Finding: CSA-0025 (HIGH, BREAKING) | Ballot: AQ-0014 (approved)
Phased rollout strategy¶
Why phased¶
A SAS-to-Entra migration is a breaking change. Devices using SAS keys will fail to authenticate once disableLocalAuth: true is set. A phased rollout limits the blast radius of any issue and provides natural validation gates.
Recommended phases¶
Phase 0: Preparation (Week 1-2)
├── Certificate infrastructure setup
├── Monitoring baseline established
├── Runbook created and tested
└── Rollback procedure validated
Phase 1: Pilot (Week 3)
├── 10% of device fleet migrated to X.509
├── 1 backend service migrated to managed identity
├── 48-hour soak test
└── Gate: Zero auth failures, telemetry flowing
Phase 2: Early Majority (Week 4-5)
├── 50% of device fleet migrated
├── All backend services migrated to managed identity
├── 1-week soak test
└── Gate: < 0.1% error rate, all monitoring alerts clean
Phase 3: Full Rollout (Week 6-7)
├── 100% of device fleet migrated
├── SAS enrollment groups disabled (not deleted)
├── 1-week soak test
└── Gate: Zero SAS connections in logs
Phase 4: Cutover (Week 8)
├── disableLocalAuth: true on IoT Hub
├── authorizationPolicies: [] on IoT Hub
├── SAS enrollment groups deleted
├── Bicep template updated
└── Gate: Compliance scan passes
Phase gate criteria¶
| Gate | Phase 1 | Phase 2 | Phase 3 | Phase 4 |
|---|---|---|---|---|
| X.509 connection success rate | > 99% | > 99.9% | > 99.9% | > 99.9% |
| Managed identity auth failures | 0 | < 5 per day | < 5 per day | < 5 per day |
| SAS connections remaining | < 90% of fleet | < 50% of fleet | 0 | N/A (disabled) |
| Certificate-related incidents | 0 critical | 0 critical | 0 critical | 0 |
| Monitoring coverage | Basic | Full dashboard | Full + alerts | Full + audited |
| Rollback tested | Yes | Yes | Yes | N/A |
Certificate management¶
Azure Key Vault integration¶
Azure Key Vault should be the central certificate management system for intermediate CA certificates and service certificates.

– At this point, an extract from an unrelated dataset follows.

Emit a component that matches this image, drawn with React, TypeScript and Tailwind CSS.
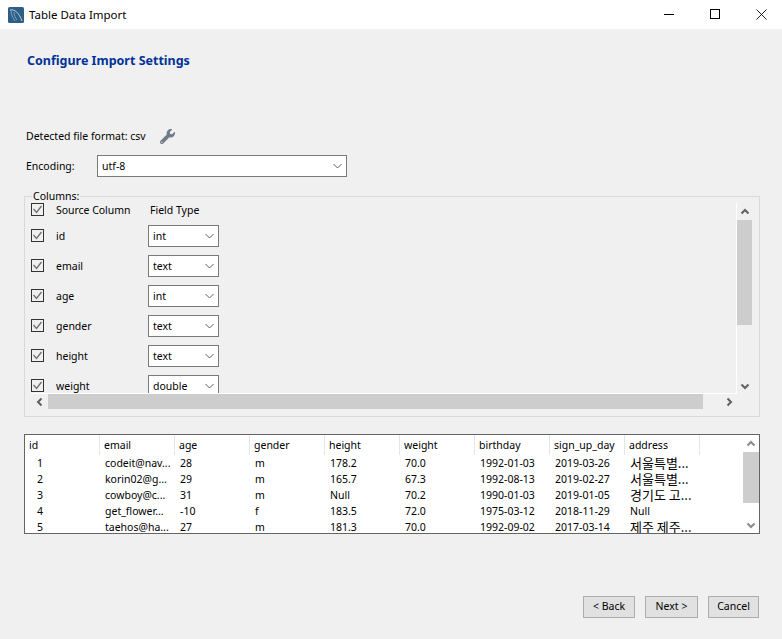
import React from "react";
import { FaWrench } from "react-icons/fa";

const columns = [
  { name: "id", type: "int" },
  { name: "email", type: "text" },
  { name: "age", type: "int" },
  { name: "gender", type: "text" },
  { name: "height", type: "text" },
  { name: "weight", type: "double" },
];

const headers = ["id", "email", "age", "gender", "height", "weight", "birthday", "sign_up_day", "address"];

const rows = [
  ["1", "codeit@nav...", "28", "m", "178.2", "70.0", "1992-01-03", "2019-03-26", "서울특별..."],
  ["2", "korin02@g...", "29", "m", "165.7", "67.3", "1992-08-13", "2019-02-27", "서울특별..."],
  ["3", "cowboy@c...", "31", "m", "Null", "70.2", "1990-01-03", "2019-01-05", "경기도 고..."],
  ["4", "get_flower...", "-10", "f", "183.5", "72.0", "1975-03-12", "2018-11-29", "Null"],
  ["5", "taehos@ha...", "27", "m", "181.3", "70.0", "1992-09-02", "2017-03-14", "제주 제주..."],
];

// thick little arrows of the scrollbars
const Arrow = ({ dir, light }: { dir: "up" | "down" | "left" | "right"; light?: boolean }) => {
  const points = {
    up: "1.5,6.5 5,3 8.5,6.5",
    down: "1.5,3.5 5,7 8.5,3.5",
    left: "6.5,1.5 3,5 6.5,8.5",
    right: "3.5,1.5 7,5 3.5,8.5",
  }[dir];
  return (
    <svg width="10" height="10" viewBox="0 0 10 10" fill="none">
      <polyline points={points} stroke={light ? "#8a8a8a" : "#606060"} strokeWidth="2" />
    </svg>
  );
};

const Chevron = () => (
  <svg width="9" height="6" viewBox="0 0 9 6" fill="none">
    <polyline points="0.5,1 4.5,5 8.5,1" stroke="#606060" strokeWidth="1" />
  </svg>
);

const Checkbox = () => (
  <div className="w-[13px] h-[13px] mb-[1px] border border-[#333333] flex items-center justify-center shrink-0">
    <svg width="11" height="11" viewBox="0 0 11 11" fill="none">
      <polyline points="1.5,5 4.5,8.5 9.5,2" stroke="#707070" strokeWidth="1.3" />
    </svg>
  </div>
);

const Select = ({ value, className }: { value: string; className: string }) => (
  <div
    className={`h-[22px] bg-white border border-[#7a7a7a] pl-[4px] pr-[4px] flex items-center justify-between ${className}`}
  >
    <span className="pt-[1px]">{value}</span>
    <Chevron />
  </div>
);

const Logo = () => (
  <svg width="16" height="16" viewBox="0 0 16 16">
    <rect width="16" height="16" rx="1.5" fill="#2d5f86" />
    <path d="M2 3 C7 2 11 6 14 14" stroke="#b9cfdf" strokeWidth="1" fill="none" />
    <path d="M3 3 C3 8 5 11 7 14 M6 5 C6 8 7 10 9 13" stroke="#8fb0c8" strokeWidth="0.8" fill="none" />
  </svg>
);

const Button = ({ label, className }: { label: string; className: string }) => (
  <button className={`h-[22px] bg-[#e1e1e1] border border-[#adadad] ${className}`}>{label}</button>
);

export default function App() {
  return (
    <div className="w-[782px] h-screen bg-[#f0f0f0] overflow-hidden text-[10.5px] text-black font-['Noto_Sans',sans-serif]">
      <header className="h-[29px] bg-white flex items-center pl-[8px]">
        <Logo />
        <span className="ml-[5px] text-[11.5px]">Table Data Import</span>
        <div className="ml-auto flex items-center">
          <svg width="11" height="11" viewBox="0 0 11 11" className="mr-[35px]">
            <line x1="0" y1="5.5" x2="10" y2="5.5" stroke="#000" />
          </svg>
          <svg width="11" height="11" viewBox="0 0 11 11" className="mr-[35px]">
            <rect x="0.5" y="0.5" width="9" height="9" fill="none" stroke="#000" />
          </svg>
          <svg width="11" height="11" viewBox="0 0 11 11" className="mr-[15px]">
            <path d="M0.5 0.5 L10.5 10.5 M10.5 0.5 L0.5 10.5" stroke="#000" strokeWidth="0.9" />
          </svg>
        </div>
      </header>

      <main className="pl-[24px] w-[760px]">
        <h1 className="mt-[24px] ml-[3px] h-[16px] leading-[16px] text-[12.5px] font-bold text-[#003399]">
          Configure Import Settings
        </h1>

        <div className="mt-[59px] ml-[2px] h-[16px] flex items-center">
          <span className="pt-[1px]">Detected file format: csv</span>
          <FaWrench className="ml-[14px] w-[15px] h-[15px] text-[#6f7b88]" />
        </div>

        <div className="mt-[11px] ml-[2px] flex items-center">
          <span className="w-[71px] pt-[1px]">Encoding:</span>
          <Select value="utf-8" className="w-[250px]" />
        </div>

        {/* Columns group */}
        <section className="relative mt-[19px] w-[736px] h-[221px] border border-[#d9d9d9] pt-[6px] pb-[7px] pl-[6px] pr-[7px]">
          <span className="absolute left-[7px] -top-[8px] px-[1px] bg-[#f0f0f0] leading-[14px]">Columns:</span>

          <div className="flex h-[191px]">
            <div className="w-[706px] border-r border-b border-white overflow-hidden">
              <div className="flex items-center h-[14px]">
                <Checkbox />
                <span className="w-[94px] ml-[12px] pt-[1px] tracking-[-0.04px]">Source Column</span>
                <span className="pt-[1px]">Field Type</span>
              </div>
              <div className="mt-[4px]">
                {columns.map((col) => (
                  <div key={col.name} className="flex items-center h-[30px]">
                    <Checkbox />
                    <span className="w-[92px] ml-[12px] pt-[1px]">{col.name}</span>
                    <Select value={col.type} className="w-[71px]" />
                  </div>
                ))}
              </div>
            </div>
            <div className="w-[15px] flex flex-col">
              <div className="h-[17px] flex items-center justify-center">
                <Arrow dir="up" />
              </div>
              <div className="flex-1">
                <div className="h-[105px] bg-[#cdcdcd]" />
              </div>
              <div className="h-[17px] flex items-center justify-center">
                <Arrow dir="down" />
              </div>
            </div>
          </div>

          <div className="flex h-[15px] w-[706px]">
            <div className="w-[17px] flex items-center justify-center">
              <Arrow dir="left" />
            </div>
            <div className="flex-1">
              <div className="w-[655px] h-full bg-[#cdcdcd]" />
            </div>
            <div className="w-[17px] flex items-center justify-center">
              <Arrow dir="right" />
            </div>
          </div>
        </section>

        {/* Preview table */}
        <section className="mt-[17px] w-[736px] h-[100px] border border-[#646464] bg-white flex">
          <div className="flex-1 overflow-hidden">
            <div className="grid grid-cols-[repeat(9,75px)] h-[20px]">
              {headers.map((h) => (
                <div key={h} className="pl-[4px] border-r border-[#e5e5e5] leading-[20px]">
                  {h}
                </div>
              ))}
            </div>
            {rows.map((row) => (
              <div key={row[0]} className="grid grid-cols-[repeat(9,75px)] h-[16px] leading-[16px]">
                {row.map((cell, i) => (
                  <div
                    key={i}
                    className={`whitespace-nowrap ${i === 0 ? "pl-[12px]" : "pl-[5px]"} ${
                      i === 8 && cell !== "Null" ? "text-[13px] font-['Noto_Sans_CJK_KR',sans-serif]" : ""
                    }`}
                  >
                    {cell}
                  </div>
                ))}
              </div>
            ))}
          </div>
          <div className="w-[16px] flex flex-col">
            <div className="h-[17px] flex items-center justify-center">
              <Arrow dir="up" light />
            </div>
            <div className="flex-1">
              <div className="h-[51px] bg-[#cdcdcd]" />
            </div>
            <div className="h-[17px] flex items-center justify-center">
              <Arrow dir="down" light />
            </div>
          </div>
        </section>

        <div className="mt-[62px] w-[735px] flex justify-end gap-[10px]">
          <Button label="< Back" className="w-[52px]" />
          <Button label="Next >" className="w-[53px]" />
          <Button label="Cancel" className="w-[51px]" />
        </div>
      </main>
    </div>
  );
}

# Import intermediate CA to Key Vault
az keyvault certificate import \
--vault-name "$KV_NAME" \
--name "iot-intermediate-ca-01" \
--file intermediate-ca.pfx \
--password "$PFX_PASSWORD"
# Enable auto-renewal for service certificates
az keyvault certificate set-attributes \
--vault-name "$KV_NAME" \
--name "iot-intermediate-ca-01" \
--policy '{
"issuer_parameters": {"name": "Self"},
"key_properties": {"exportable": true, "key_size": 4096, "key_type": "RSA"},
"lifetime_actions": [
{
"action": {"action_type": "AutoRenew"},
"trigger": {"days_before_expiry": 90}
},
{
"action": {"action_type": "EmailContacts"},
"trigger": {"days_before_expiry": 120}
}
],
"x509_certificate_properties": {
"validity_in_months": 60,
"subject": "CN=CSA IoT Intermediate CA 01,O=CSA-in-a-Box,C=US"
}
}'
Certificate lifecycle policy¶
| Certificate type | Lifetime | Renewal trigger | Storage | Renewal method |
|---|---|---|---|---|
| Root CA | 10-20 years | Manual (5 years before expiry) | Offline HSM | Manual ceremony |
| Intermediate CA | 2-5 years | 90 days before expiry | Azure Key Vault (HSM-backed) | Key Vault auto-renewal |
| Device leaf | 90-365 days | 30 days before expiry | Device HSM/TPM | DPS re-provisioning |
| Service certificates | 1-2 years | 30 days before expiry | Azure Key Vault | Key Vault auto-renewal |
Certificate revocation¶
Maintain a Certificate Revocation List (CRL) for compromised device certificates.
# CRL distribution setup
# 1. Create storage account for CRL
az storage account create \
--name "stiotcrl" \
--resource-group "$RG" \
--sku Standard_LRS \
--kind StorageV2
# 2. Create container with public blob access (CRL must be publicly readable)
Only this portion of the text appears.